With the usual speaker management tools. Literally identical to what Atmos is doing on the fly. Of course I'll argue that 1:1 lossless reproduction to the same speaker array as the mix was done on is always 1st priority. Downmixing ability to a compromised smaller system is a 2nd consideration. It's already a compromise. And you can choose to listen to a stereo or 5.1 mix as applies if you don't like how the downmix worked out. Weather it's your AV receiver settings handling a downmix, your computer OS handling the downmix, or an Atmos rendering media player doing the downmix. Atmos isn't magic, special, or a sound. It's a media container with built-in speaker management ability. This is a crafty system!

The format is the original mix format. In the case of a 7.1.4 mix, we want the Atmos rendering media player to reproduce it to a 7.1.4 output 1:1. Or we will call it broken and lossy! When we have a compromised speaker array and our only choice to hear the music at all is to downmix it, well we're already taking what we can get and no 1:1 is possible. This is automatically a secondary consideration.

The delivery container is Atmos. The format is a discrete 7.1.4 mix.
Another possible delivery container would be straight wavpack files.
If you don't have the speaker array for the full mix, you can downmix with your AVR settings or your OS settings and you can make the exact same downmix the Atmos rendering media player makes on the fly. Or you can choose to downmix differently! (Not an Atmos media player option.)

Atmos supports any lesser channel format you choose to throw at it too. And you get the same ability to tie a listener to having to buy a new AV receiver to decode it. It looks like this is their 1st priority.
 
The delivery container is Atmos. The format is a discrete 7.1.4 mix.
I would argue the reverse - the 'mix' in its raw form (ADM BWF) is just a series of beds and objects floating in space, whereas the 'delivery container' is the speaker-based format it's being mapped to by the renderer (9.1.6 array or lesser).

Calling it a 'discrete 7.1.4 mix' to me kind of undersells the concept, as the use of objects allows the mix to expand beyond even the number of speakers used in the studio it was created in. For instance - Steven Wilson is working on a 7.1.4 setup, but some guitar parts in his Atmos mix of The Grateful Dead's American Beauty album appear partially in the wide speakers on a 9.1.x setup because he assigned them to objects positioned somewhere between the front & side channels.
 
I think the cryptic-ness is unnecessary. If the mix engineer is mixing with a 7.1.4 speaker array for the main rig, it's a freakin' 7.1.4 mix. Atmos ability to speaker manage on the fly is crafty and welcome for sure! But we're not suddenly turning the speakers off and making the mix some conceptual experiment. We're listening, reacting, crafting as always.

I DO think the format has merit and I think the object system is crafty for speaker management.
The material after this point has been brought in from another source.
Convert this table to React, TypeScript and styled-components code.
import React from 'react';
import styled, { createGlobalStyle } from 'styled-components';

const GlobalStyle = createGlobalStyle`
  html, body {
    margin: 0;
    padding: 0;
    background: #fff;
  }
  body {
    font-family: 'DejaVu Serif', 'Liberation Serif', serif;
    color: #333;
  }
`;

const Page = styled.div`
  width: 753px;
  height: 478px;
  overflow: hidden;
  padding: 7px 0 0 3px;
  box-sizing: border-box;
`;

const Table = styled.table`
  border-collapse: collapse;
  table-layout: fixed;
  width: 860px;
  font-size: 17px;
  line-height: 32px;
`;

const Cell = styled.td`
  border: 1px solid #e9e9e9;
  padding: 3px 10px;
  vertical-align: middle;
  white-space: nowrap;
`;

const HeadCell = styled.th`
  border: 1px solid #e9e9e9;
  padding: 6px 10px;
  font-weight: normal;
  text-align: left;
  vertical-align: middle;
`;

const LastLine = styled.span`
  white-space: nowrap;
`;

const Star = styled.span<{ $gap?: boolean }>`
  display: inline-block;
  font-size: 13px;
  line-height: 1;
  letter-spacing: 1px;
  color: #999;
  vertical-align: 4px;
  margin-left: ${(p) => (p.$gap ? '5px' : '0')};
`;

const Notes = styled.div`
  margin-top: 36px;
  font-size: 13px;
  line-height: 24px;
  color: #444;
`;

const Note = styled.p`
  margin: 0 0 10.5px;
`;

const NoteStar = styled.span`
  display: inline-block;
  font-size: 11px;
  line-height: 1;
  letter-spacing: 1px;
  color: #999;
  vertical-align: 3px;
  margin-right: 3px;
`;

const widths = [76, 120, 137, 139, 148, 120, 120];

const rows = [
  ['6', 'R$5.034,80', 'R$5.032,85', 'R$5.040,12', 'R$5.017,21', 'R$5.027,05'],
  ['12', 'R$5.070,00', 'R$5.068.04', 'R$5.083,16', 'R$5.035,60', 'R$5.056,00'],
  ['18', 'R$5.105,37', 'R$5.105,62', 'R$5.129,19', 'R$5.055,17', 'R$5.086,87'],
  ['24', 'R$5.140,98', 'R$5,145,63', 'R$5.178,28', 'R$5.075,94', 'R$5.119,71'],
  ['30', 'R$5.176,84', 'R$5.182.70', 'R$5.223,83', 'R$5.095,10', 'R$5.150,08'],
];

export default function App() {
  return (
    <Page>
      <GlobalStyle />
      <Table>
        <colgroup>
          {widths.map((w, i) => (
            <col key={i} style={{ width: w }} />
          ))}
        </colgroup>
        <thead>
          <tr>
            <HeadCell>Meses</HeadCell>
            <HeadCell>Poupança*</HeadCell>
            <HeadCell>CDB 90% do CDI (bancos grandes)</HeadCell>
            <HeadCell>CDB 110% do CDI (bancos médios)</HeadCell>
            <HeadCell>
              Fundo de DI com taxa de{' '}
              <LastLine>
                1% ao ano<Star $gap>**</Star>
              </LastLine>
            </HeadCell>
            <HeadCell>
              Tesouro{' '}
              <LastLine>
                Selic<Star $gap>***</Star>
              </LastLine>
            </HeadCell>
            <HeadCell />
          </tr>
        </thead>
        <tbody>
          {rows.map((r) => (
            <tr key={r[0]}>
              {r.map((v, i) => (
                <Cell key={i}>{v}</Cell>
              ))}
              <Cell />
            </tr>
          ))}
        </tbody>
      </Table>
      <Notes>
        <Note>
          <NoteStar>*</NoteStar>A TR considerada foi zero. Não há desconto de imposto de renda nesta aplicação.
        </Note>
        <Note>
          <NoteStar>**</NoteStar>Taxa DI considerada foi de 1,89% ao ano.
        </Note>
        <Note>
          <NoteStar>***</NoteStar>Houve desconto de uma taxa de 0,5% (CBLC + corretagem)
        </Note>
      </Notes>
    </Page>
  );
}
There's still the mix as heard on the original speaker system it was mixed on. 7.1.4 is hitting as default. (eg the Steve Wilson example) The concept of wanting to deliver the mix to a like speaker array 1:1 is still a thing. It doesn't downplay anything and in fact it's just the opposite. The system has the ability to deliver an original 7.1.4 mix to a 7.1.4 speaker array 1:1. That's a big deal and a hard starting point for a certain audience.

The restrictiveness is the only problem. Refusing to even sell the encoder subscription to outsiders is a hard call. That's what turned me off.
 
I think the cryptic-ness is unnecessary. If the mix engineer is mixing with a 7.1.4 speaker array for the main rig, it's a freakin' 7.1.4 mix. Atmos ability to speaker manage on the fly is crafty and welcome for sure! But we're not suddenly turning the speakers off and making the mix some conceptual experiment. We're listening, reacting, crafting as always.

I DO think the format has merit and I think the object system is crafty for speaker management. There's still the mix as heard on the original speaker system it was mixed on. 7.1.4 is hitting as default. (eg the Steve Wilson example) The concept of wanting to deliver the mix to a like speaker array 1:1 is still a thing. It doesn't downplay anything and in fact it's just the opposite. The system has the ability to deliver an original 7.1.4 mix to a 7.1.4 speaker array 1:1. That's a big deal and a hard starting point for a certain audience.

The restrictiveness is the only problem. Refusing to even sell the encoder subscription to outsiders is a hard call. That's what turned me off.
Well beyond that, if you've heard the streaming mixes, some are really good and some are absolutely awful. I don't know what Dolby's criteria is exactly for who gets access to what, but it seems to me there are an awful lot of people out there not very good at using the tools.

As for playback of all formats on a pc, I was just thinking about DVDA. Sure, we can play it with Foobar but we can't see any menus or graphics. Since PowerDVD dropped support for DVDA a long time ago that still means using a disc player for graphics, though not necessarily a disc. (There may be some software that does but if so it's off my radar).

For Atmos playback I'm just going to stick with PowerDVD and bitstreaming to the AVR for now. But I'm pretty sure decoding will show up in the wild sooner or later. My point is that Dolby should at least market a decent software player, I think it's a missed opportunity on their part although I understand tying playback to hardware decoding is likely the bulk of their profit base. I just personally believe the number of people that use pc's/Mac's for all or most of their music playback isn't that large of a percentage, but hey, revenue is revenue regardless of delivery system.

I assume Cyberlink pays some sort of licensing fee to Dolby as they display Dolby logos...though not Atmos and they don't claim support for Atmos. But at least it has no problem handling the various container formats with Atmos lossy and lossless.